INFORMATION PROVIDED »
►
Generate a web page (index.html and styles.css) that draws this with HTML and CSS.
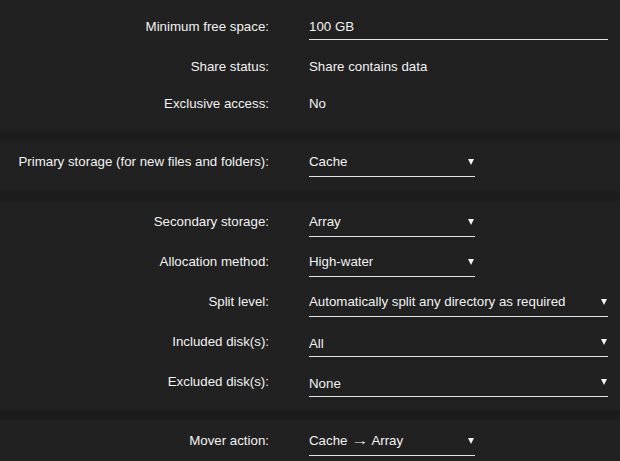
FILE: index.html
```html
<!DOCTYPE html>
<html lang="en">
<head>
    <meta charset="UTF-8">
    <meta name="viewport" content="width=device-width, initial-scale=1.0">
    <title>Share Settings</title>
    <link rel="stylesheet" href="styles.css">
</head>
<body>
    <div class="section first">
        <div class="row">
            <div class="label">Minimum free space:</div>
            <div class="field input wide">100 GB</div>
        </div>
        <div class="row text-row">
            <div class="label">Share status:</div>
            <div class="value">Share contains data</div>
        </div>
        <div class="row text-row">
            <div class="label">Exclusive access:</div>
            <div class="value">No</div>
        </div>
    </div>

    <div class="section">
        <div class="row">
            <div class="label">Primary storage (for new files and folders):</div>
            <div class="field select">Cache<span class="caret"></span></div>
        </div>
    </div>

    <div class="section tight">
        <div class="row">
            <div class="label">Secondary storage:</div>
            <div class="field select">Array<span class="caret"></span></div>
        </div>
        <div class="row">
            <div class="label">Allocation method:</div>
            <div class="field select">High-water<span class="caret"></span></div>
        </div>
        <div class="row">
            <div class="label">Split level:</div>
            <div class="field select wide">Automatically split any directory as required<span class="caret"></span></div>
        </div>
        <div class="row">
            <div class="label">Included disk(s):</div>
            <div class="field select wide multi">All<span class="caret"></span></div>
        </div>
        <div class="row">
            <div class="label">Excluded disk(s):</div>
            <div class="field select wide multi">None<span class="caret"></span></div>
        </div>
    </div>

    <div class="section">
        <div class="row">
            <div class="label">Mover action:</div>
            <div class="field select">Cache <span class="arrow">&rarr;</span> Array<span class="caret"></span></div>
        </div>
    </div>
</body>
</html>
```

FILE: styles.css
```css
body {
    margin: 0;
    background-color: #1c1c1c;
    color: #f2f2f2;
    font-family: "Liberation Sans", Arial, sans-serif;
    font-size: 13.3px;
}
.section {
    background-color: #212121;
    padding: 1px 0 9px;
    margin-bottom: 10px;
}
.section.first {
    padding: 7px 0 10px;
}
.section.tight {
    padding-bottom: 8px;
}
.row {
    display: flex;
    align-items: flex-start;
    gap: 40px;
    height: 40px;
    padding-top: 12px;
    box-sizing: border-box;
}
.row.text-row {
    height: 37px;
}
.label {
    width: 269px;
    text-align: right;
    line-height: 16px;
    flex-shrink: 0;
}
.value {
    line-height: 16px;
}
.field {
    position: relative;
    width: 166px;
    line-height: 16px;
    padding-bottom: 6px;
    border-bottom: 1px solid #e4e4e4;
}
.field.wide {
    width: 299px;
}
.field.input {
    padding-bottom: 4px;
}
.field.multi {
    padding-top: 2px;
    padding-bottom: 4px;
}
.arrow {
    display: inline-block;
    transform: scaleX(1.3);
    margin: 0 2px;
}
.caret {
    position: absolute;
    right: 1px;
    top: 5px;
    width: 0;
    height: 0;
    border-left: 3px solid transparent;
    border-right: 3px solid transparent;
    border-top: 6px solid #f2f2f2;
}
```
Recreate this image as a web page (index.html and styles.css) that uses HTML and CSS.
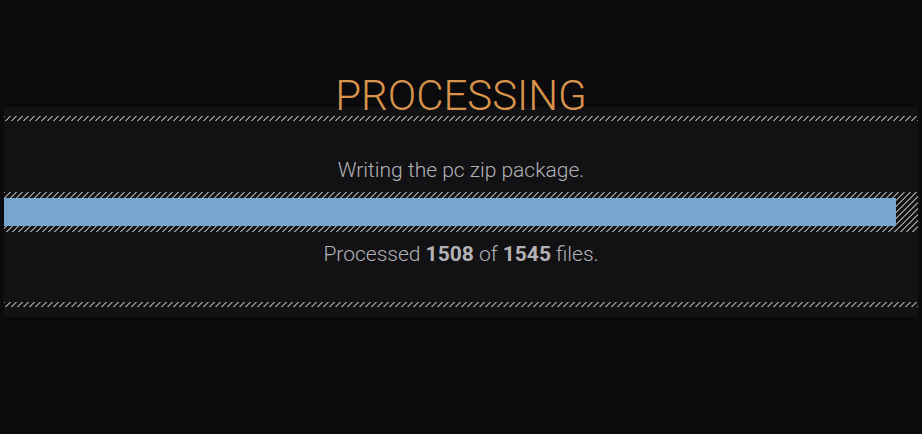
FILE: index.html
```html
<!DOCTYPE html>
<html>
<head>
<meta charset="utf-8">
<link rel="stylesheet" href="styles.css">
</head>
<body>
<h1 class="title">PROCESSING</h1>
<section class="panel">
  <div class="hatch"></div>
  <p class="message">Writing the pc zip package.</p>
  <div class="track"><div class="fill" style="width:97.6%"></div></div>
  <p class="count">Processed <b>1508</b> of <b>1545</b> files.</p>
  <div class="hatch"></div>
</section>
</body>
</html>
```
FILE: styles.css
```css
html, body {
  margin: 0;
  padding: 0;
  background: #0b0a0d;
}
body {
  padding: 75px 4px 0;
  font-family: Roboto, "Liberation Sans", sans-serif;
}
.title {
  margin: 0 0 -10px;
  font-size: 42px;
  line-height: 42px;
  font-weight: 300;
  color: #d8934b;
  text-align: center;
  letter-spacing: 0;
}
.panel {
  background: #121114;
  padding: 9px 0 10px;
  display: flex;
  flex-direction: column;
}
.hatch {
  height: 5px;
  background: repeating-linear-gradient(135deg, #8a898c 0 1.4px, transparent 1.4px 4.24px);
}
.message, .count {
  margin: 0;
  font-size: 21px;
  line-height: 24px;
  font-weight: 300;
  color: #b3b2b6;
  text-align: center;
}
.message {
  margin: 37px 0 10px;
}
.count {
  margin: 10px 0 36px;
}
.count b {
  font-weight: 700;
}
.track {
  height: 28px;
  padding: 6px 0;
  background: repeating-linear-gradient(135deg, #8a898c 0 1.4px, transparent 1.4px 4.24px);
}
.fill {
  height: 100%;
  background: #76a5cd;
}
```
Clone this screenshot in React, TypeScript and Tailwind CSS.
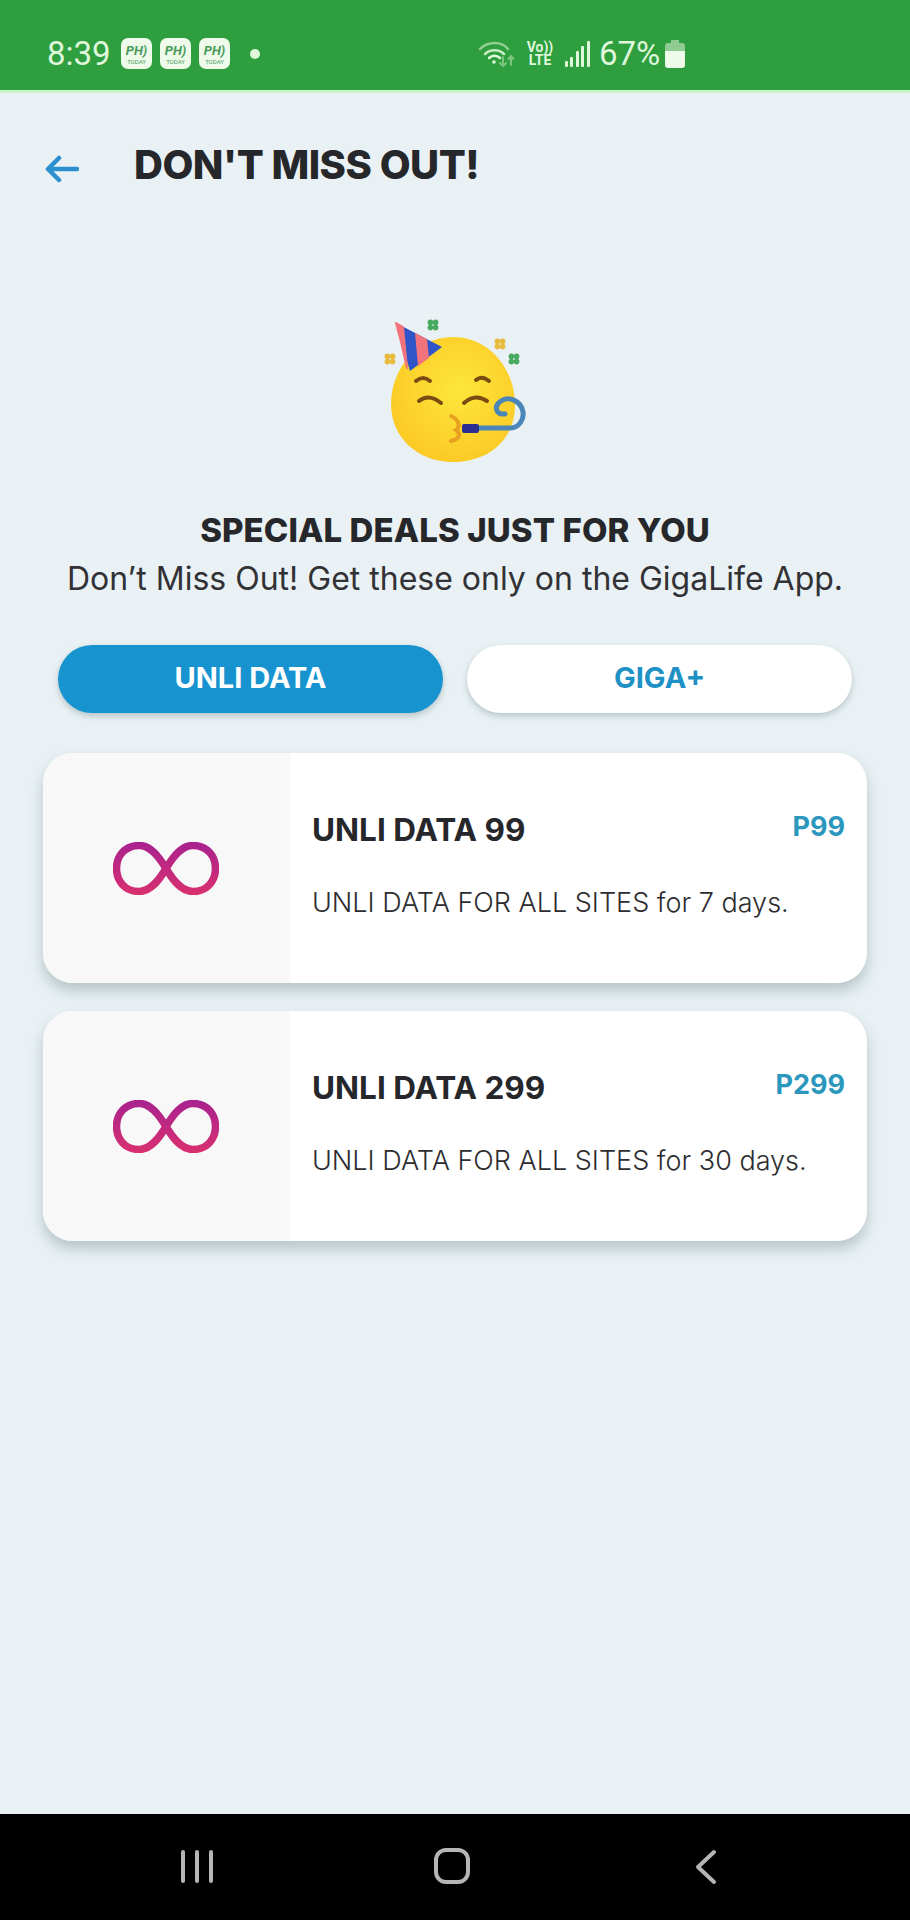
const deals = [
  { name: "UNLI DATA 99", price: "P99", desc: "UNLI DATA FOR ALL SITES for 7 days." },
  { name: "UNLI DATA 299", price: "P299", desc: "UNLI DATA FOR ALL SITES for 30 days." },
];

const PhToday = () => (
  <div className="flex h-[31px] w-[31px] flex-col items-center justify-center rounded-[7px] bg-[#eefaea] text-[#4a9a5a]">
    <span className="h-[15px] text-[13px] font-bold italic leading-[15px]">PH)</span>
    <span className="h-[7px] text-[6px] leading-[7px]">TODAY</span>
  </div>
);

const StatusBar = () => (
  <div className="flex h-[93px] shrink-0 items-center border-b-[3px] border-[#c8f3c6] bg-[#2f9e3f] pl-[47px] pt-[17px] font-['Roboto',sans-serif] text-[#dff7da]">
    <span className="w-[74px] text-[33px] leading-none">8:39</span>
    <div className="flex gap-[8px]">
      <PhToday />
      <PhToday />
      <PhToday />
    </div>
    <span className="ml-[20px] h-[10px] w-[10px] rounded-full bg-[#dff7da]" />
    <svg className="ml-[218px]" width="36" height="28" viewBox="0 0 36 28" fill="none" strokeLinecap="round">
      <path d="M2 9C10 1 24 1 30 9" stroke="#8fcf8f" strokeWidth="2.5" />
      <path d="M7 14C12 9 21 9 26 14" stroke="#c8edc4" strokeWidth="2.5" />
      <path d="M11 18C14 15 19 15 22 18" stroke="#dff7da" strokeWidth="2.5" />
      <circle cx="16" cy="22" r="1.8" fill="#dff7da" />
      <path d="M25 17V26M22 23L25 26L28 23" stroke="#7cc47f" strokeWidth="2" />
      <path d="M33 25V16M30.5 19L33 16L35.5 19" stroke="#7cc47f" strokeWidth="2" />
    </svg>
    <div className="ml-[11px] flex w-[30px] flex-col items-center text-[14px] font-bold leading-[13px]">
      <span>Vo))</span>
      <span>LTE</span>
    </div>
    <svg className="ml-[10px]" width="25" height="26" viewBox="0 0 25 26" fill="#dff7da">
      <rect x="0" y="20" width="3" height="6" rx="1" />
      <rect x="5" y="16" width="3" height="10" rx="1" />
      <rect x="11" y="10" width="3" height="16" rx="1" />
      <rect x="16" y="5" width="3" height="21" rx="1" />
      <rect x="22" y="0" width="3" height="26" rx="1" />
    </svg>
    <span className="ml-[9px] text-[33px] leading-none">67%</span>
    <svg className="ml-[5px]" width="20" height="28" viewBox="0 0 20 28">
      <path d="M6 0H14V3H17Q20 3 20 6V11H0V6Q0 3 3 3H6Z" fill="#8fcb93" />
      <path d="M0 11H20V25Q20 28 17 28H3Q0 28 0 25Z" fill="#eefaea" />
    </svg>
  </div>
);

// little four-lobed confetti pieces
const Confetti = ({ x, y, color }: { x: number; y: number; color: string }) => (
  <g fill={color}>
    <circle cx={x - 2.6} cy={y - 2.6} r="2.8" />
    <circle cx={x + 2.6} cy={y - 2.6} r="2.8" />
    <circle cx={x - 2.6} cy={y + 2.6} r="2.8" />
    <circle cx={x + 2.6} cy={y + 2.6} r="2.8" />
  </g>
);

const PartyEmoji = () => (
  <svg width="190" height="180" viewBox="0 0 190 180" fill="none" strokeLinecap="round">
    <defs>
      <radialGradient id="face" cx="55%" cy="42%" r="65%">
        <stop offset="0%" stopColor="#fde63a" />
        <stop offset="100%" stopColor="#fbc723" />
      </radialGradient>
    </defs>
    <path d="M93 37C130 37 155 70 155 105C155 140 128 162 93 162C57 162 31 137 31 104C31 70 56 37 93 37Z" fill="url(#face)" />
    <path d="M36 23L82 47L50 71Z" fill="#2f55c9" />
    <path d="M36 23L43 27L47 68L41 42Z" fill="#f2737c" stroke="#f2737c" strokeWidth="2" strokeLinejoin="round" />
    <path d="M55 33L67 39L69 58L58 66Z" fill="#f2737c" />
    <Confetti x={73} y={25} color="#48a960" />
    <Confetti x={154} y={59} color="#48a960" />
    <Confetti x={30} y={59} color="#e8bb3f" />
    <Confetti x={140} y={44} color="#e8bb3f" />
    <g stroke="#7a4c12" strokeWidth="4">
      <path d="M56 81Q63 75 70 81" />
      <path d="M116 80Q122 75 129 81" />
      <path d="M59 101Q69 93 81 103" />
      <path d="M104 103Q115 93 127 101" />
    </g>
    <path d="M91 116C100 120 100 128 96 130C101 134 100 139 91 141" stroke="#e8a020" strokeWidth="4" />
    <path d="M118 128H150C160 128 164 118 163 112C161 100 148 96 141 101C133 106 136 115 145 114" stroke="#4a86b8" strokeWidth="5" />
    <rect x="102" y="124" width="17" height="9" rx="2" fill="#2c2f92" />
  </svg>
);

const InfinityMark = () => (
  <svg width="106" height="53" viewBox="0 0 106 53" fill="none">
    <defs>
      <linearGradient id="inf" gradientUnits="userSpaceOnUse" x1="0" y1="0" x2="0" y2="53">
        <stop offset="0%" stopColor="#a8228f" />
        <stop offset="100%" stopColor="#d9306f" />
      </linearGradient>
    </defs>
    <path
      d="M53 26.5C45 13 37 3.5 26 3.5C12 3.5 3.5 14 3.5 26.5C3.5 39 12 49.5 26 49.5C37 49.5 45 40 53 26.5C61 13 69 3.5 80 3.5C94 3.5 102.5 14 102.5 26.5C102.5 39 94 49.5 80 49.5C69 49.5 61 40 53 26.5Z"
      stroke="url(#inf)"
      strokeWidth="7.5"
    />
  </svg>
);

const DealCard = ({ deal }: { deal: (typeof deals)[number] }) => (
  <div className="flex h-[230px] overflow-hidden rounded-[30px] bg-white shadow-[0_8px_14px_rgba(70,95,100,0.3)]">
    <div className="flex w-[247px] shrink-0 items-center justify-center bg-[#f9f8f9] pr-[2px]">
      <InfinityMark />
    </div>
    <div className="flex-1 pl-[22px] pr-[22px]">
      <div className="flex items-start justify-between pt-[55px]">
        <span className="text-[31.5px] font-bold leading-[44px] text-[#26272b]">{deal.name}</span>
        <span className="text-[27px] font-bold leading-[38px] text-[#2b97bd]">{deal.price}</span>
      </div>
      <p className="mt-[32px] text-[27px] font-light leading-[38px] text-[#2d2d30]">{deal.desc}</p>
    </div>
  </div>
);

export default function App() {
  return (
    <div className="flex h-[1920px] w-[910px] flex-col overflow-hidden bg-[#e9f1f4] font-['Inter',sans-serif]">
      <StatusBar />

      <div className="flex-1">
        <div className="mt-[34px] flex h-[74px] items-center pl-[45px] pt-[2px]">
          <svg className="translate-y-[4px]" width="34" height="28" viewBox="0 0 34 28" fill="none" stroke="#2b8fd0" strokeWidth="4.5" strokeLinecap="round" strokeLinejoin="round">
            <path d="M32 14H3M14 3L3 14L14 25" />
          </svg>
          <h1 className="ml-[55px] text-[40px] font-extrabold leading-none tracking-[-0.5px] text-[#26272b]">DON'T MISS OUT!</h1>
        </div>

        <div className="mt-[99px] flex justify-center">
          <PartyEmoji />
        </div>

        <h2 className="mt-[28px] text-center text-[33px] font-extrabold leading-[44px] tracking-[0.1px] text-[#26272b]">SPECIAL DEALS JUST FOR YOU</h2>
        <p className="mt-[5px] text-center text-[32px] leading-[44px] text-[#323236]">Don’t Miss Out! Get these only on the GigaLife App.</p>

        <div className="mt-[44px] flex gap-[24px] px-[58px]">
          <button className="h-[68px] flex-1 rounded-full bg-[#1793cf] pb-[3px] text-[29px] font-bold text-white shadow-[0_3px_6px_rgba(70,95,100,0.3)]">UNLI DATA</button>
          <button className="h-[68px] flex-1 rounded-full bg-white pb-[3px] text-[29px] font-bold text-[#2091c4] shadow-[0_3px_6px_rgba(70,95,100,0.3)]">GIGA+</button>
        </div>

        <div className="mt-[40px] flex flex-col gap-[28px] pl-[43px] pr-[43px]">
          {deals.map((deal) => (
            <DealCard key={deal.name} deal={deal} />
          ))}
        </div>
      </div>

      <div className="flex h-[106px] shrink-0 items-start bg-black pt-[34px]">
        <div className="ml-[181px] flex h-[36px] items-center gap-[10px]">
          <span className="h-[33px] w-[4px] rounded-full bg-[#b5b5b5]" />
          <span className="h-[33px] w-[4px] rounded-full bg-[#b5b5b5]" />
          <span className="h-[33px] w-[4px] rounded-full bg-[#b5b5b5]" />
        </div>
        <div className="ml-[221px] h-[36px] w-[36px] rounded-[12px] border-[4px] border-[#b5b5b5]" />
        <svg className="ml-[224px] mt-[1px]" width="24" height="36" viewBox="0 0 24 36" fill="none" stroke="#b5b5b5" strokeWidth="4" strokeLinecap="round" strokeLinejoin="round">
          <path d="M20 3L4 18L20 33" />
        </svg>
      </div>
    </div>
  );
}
◄
EXERCISE PROMPT »
From the data above, copy each line where the string "that" appears.

WORKED SOLUTION »
Generate a web page (index.html and styles.css) that draws this with HTML and CSS.
Recreate this image as a web page (index.html and styles.css) that uses HTML and CSS.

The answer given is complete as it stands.